## What to work on:
Omit pictures and quote the listing below line by line, from its start through the line that holds "MdLocalMall, MdPeople, MdPlace".

────────────────────

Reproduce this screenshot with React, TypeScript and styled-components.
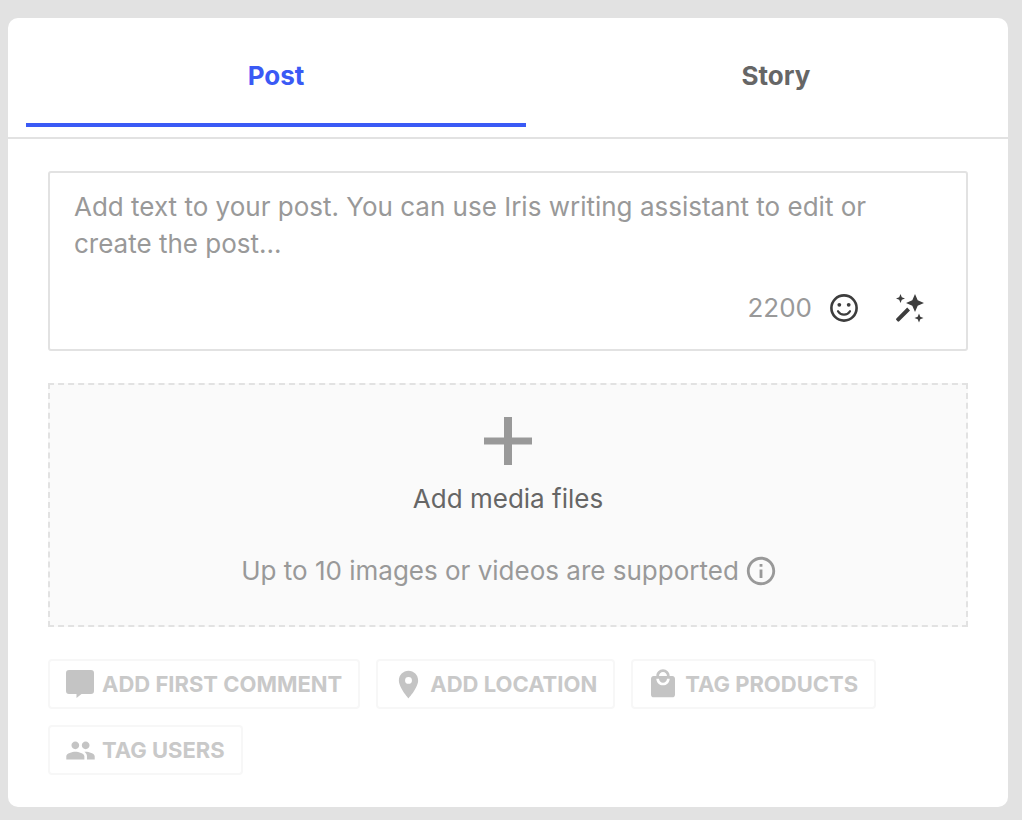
import React from "react";
import styled, { createGlobalStyle } from "styled-components";
import { MdInfoOutline, MdLocalMall, MdPeople, MdPlace } from "react-icons/md";

const GlobalStyle = createGlobalStyle`
  html, body {
    margin: 0;
    padding: 0;
    background: #e2e2e2;
  }
  * {
    box-sizing: border-box;
  }
`;

const SmileIcon = () => (
  <svg width="30" height="30" viewBox="0 0 30 30" fill="none">
    <circle cx="15" cy="15" r="12.6" stroke="#3d3d3d" strokeWidth="2.6" />
    <circle cx="10.3" cy="11.8" r="1.9" fill="#3d3d3d" />
    <circle cx="19.7" cy="11.8" r="1.9" fill="#3d3d3d" />
    <path d="M9 18.2c1.3 2.2 3.4 3.4 6 3.4s4.7-1.2 6-3.4" stroke="#3d3d3d" strokeWidth="2.2" strokeLinecap="round" />
  </svg>
);

const WandIcon = () => (
  <svg width="30" height="30" viewBox="0 0 30 30" fill="#3d3d3d">
    <path d="M20 1l2.7 6.3L29 10l-6.3 2.7L20 19l-2.7-6.3L11 10l6.3-2.7z" />
    <path d="M5.5 1l1.3 3.2L10 5.5 6.8 6.8 5.5 10 4.2 6.8 1 5.5l3.2-1.3z" />
    <path d="M24 20.5l1.3 3.2 3.2 1.3-3.2 1.3-1.3 3.2-1.3-3.2-3.2-1.3 3.2-1.3z" />
    <path d="M12.2 14.6l2.8 2.8L4.2 28.2a1.2 1.2 0 0 1-1.7 0l-1.1-1.1a1.2 1.2 0 0 1 0-1.7z" />
  </svg>
);

const PlusIcon = () => (
  <svg width="48" height="48" viewBox="0 0 48 48" fill="#999999">
    <rect x="20" y="0" width="8" height="48" />
    <rect x="0" y="20.5" width="48" height="7" />
  </svg>
);

const BubbleIcon = () => (
  <svg width="28" height="28" viewBox="0 0 28 28" fill="#c4c4c4">
    <path d="M3 0h22a3 3 0 0 1 3 3v18a3 3 0 0 1-3 3H15.5l-5 4v-4H3a3 3 0 0 1-3-3V3a3 3 0 0 1 3-3z" />
  </svg>
);

const App = (): JSX.Element => (
  <Page>
    <GlobalStyle />
    <Card>
      <Tabs>
        <Tab $active>Post</Tab>
        <Tab>Story</Tab>
      </Tabs>
      <Body>
        <TextBox>
          <Placeholder>
            Add text to your post. You can use Iris writing assistant to edit or create the post...
          </Placeholder>
          <TextFooter>
            <Counter>2200</Counter>
            <SmileIcon />
            <WandIcon />
          </TextFooter>
        </TextBox>
        <DropZone>
          <PlusIcon />
          <DropTitle>Add media files</DropTitle>
          <DropHint>
            Up to 10 images or videos are supported
            <MdInfoOutline size={34} />
          </DropHint>
        </DropZone>
        <Chips>
          <Chip>
            <ChipIcon>
              <BubbleIcon />
            </ChipIcon>
            ADD FIRST COMMENT
          </Chip>
          <Chip>
            <ChipIcon>
              <MdPlace size={33} />
            </ChipIcon>
            ADD LOCATION
          </Chip>
          <Chip>
            <ChipIcon>
              <MdLocalMall size={32} />
            </ChipIcon>
            TAG PRODUCTS
          </Chip>
          <Chip>
            <ChipIcon>
              <MdPeople size={31} />
            </ChipIcon>
            TAG USERS
          </Chip>
        </Chips>
      </Body>
    </Card>
  </Page>
);

const Page = styled.div`
  width: 1022px;
  height: 820px;
  padding: 18px 14px 13px 8px;
  font-family: Inter, "Liberation Sans", sans-serif;
  overflow: hidden;
`;

const Card = styled.div`
  height: 789px;
  background: #fff;
  border-radius: 10px;
  overflow: hidden;
`;

const Tabs = styled.div`
  display: flex;
  height: 121px;
  padding-left: 18px;
  border-bottom: 2px solid #e2e2e2;
`;

const Tab = styled.div<{ $active?: boolean }>`
  flex: 0 0 500px;
  height: 109px;
  display: flex;
  align-items: center;
  justify-content: center;
  padding-top: 10px;
  font-size: 26px;
  font-weight: 700;
  color: ${(p) => (p.$active ? "#3a5af5" : "#666")};
  border-bottom: 4px solid ${(p) => (p.$active ? "#3a5af5" : "transparent")};
`;

const Body = styled.div`
  display: flex;
  flex-direction: column;
  padding: 32px 40px 0;
`;

const TextBox = styled.div`
  height: 180px;
  display: flex;
  flex-direction: column;
  justify-content: space-between;
  padding: 15px 41px 26px 24px;
  border: 2px solid #e2e2e2;
  border-radius: 3px;
`;

const Placeholder = styled.div`
  font-size: 26px;
  line-height: 37px;
  color: #999;
`;

const TextFooter = styled.div`
  display: flex;
  align-items: center;
  justify-content: flex-end;
  gap: 17px;

  svg:last-child {
    margin-left: 19px;
  }
`;

const Counter = styled.span`
  font-size: 26px;
  line-height: 30px;
  color: #999;
`;

const DropZone = styled.div`
  height: 244px;
  margin-top: 32px;
  display: flex;
  flex-direction: column;
  align-items: center;
  padding-top: 32px;
  background: #fafafa;
  border: 2px dashed #e2e2e2;
`;

const DropTitle = styled.div`
  margin-top: 18px;
  font-size: 26px;
  line-height: 32px;
  color: #666;
`;

const DropHint = styled.div`
  display: flex;
  align-items: center;
  gap: 5px;
  margin: 38px 0 0 3px;
  font-size: 26px;
  line-height: 36px;
  color: #999;
`;

const Chips = styled.div`
  display: flex;
  flex-wrap: wrap;
  gap: 16px;
  margin-top: 32px;
`;

const Chip = styled.div`
  height: 50px;
  display: flex;
  align-items: center;
  gap: 8px;
  padding: 0 16px;
  font-size: 22px;
  font-weight: 700;
  color: #c9c9c9;
  border: 2px solid #f7f7f7;
  border-radius: 4px;
`;

const ChipIcon = styled.span`
  flex: none;
  width: 28px;
  height: 28px;
  display: flex;
  align-items: center;
  justify-content: center;
  color: #c4c4c4;

  svg {
    flex: none;
  }
`;

export default App;
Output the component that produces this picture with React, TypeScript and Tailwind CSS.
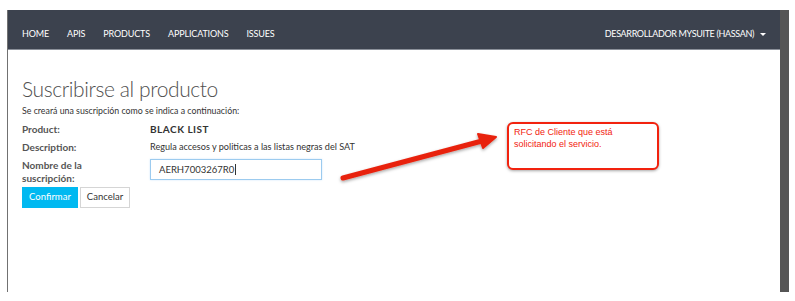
import type { JSX } from 'react';

const navItems = ['HOME', 'APIS', 'PRODUCTS', 'APPLICATIONS', 'ISSUES'];

const CalloutArrow = (): JSX.Element => (
  <svg
    className="pointer-events-none absolute left-0 top-0"
    width="795"
    height="301"
    viewBox="0 0 795 301"
  >
    <defs>
      <filter id="sh" x="-10%" y="-50%" width="120%" height="200%">
        <feDropShadow dx="0" dy="1.5" stdDeviation="1.5" floodColor="#000" floodOpacity="0.35" />
      </filter>
    </defs>
    <g filter="url(#sh)">
      <path d="M343 178 L482 141" stroke="#e8230f" strokeWidth="5" strokeLinecap="round" />
      <path d="M496 137 L478 134 L483 148 Z" fill="#e8230f" stroke="#e8230f" strokeWidth="2" strokeLinejoin="round" />
    </g>
  </svg>
);

export default function App(): JSX.Element {
  return (
    <div
      className="relative h-[301px] w-[795px] overflow-hidden bg-white"
      style={{ fontFamily: 'Lato, "Open Sans", sans-serif' }}
    >
      <div className="ml-[7px] mt-[10px] flex h-[282px] w-[782px]">
        <div className="flex flex-1 flex-col border-l border-[#717171]">
          <nav className="flex h-[40px] items-center justify-between border-b border-[#8b9099] bg-[#3c424e] pl-[14px] pr-[14px] pt-[9px] text-[9px] tracking-[-0.15px] text-white">
            <div className="flex items-center gap-[18px]">
              {navItems.map((item) => (
                <span key={item}>{item}</span>
              ))}
            </div>
            <div className="flex items-center gap-[6px]">
              <span className="tracking-[-0.35px]">DESARROLLADOR MYSUITE (HASSAN)</span>
              <span className="h-0 w-0 border-x-[3px] border-t-[3px] border-x-transparent border-t-white" />
            </div>
          </nav>
          <div className="px-[14px] pt-[27px] text-[#4a4a4a]">
            <h1 className="text-[21px] font-light leading-[24px] tracking-[-0.4px] text-[#505050]">
              Suscribirse al producto
            </h1>
            <p className="mt-[4px] text-[8.8px] leading-[12px] text-[#333]">
              Se creará una suscripción como se indica a continuación:
            </p>
            <div className="mt-[6px] grid grid-cols-[128px_auto] gap-y-[6px] text-[10px] leading-[12px]">
              <span className="font-bold text-[#555]">Product:</span>
              <span className="font-bold tracking-[0.5px] text-[#333]">BLACK LIST</span>
              <span className="font-bold text-[#555]">Description:</span>
              <span className="text-[9.1px] text-[#333]">Regula accesos y politicas a las listas negras del SAT</span>
              <span className="font-bold leading-[13px] text-[#555]">
                Nombre de la
                <br />
                suscripción:
              </span>
              <div className="flex h-[21px] w-[172px] items-center border border-[#9ccbef] px-[8px] text-[9.5px] text-[#333] shadow-[0_0_2px_#cfe6fa]">
                AERH7003267R0
                <span className="ml-[1px] h-[11px] w-px bg-[#333]" />
              </div>
            </div>
            <div className="mt-[2px] flex gap-[2px] text-[9.5px]">
              <button className="h-[21px] w-[56px] bg-[#00b9f1] text-white">Confirmar</button>
              <button className="h-[21px] w-[50px] border border-[#d5d5d5] bg-white text-[#333]">
                Cancelar
              </button>
            </div>
          </div>
        </div>
        <div className="w-[9px] bg-[#555555]" />
      </div>

      <div
        className="absolute left-[507px] top-[122px] h-[48px] w-[152px] rounded-[6px] border-2 border-[#f2220e] bg-white px-[5px] pt-[2px] text-[9px] leading-[12px] text-[#f2220e] shadow-[0_1px_3px_rgba(0,0,0,0.35)]"
        style={{ fontFamily: '"Liberation Sans", Arial, sans-serif' }}
      >
        RFC de Cliente que está
        <br />
        solicitando el servicio.
      </div>
      <CalloutArrow />
    </div>
  );
}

────────────────────

## Reply:
Reproduce this screenshot with React, TypeScript and styled-components.
import React from "react";
import styled, { createGlobalStyle } from "styled-components";
import { MdInfoOutline, MdLocalMall, MdPeople, MdPlace } from "react-icons/md";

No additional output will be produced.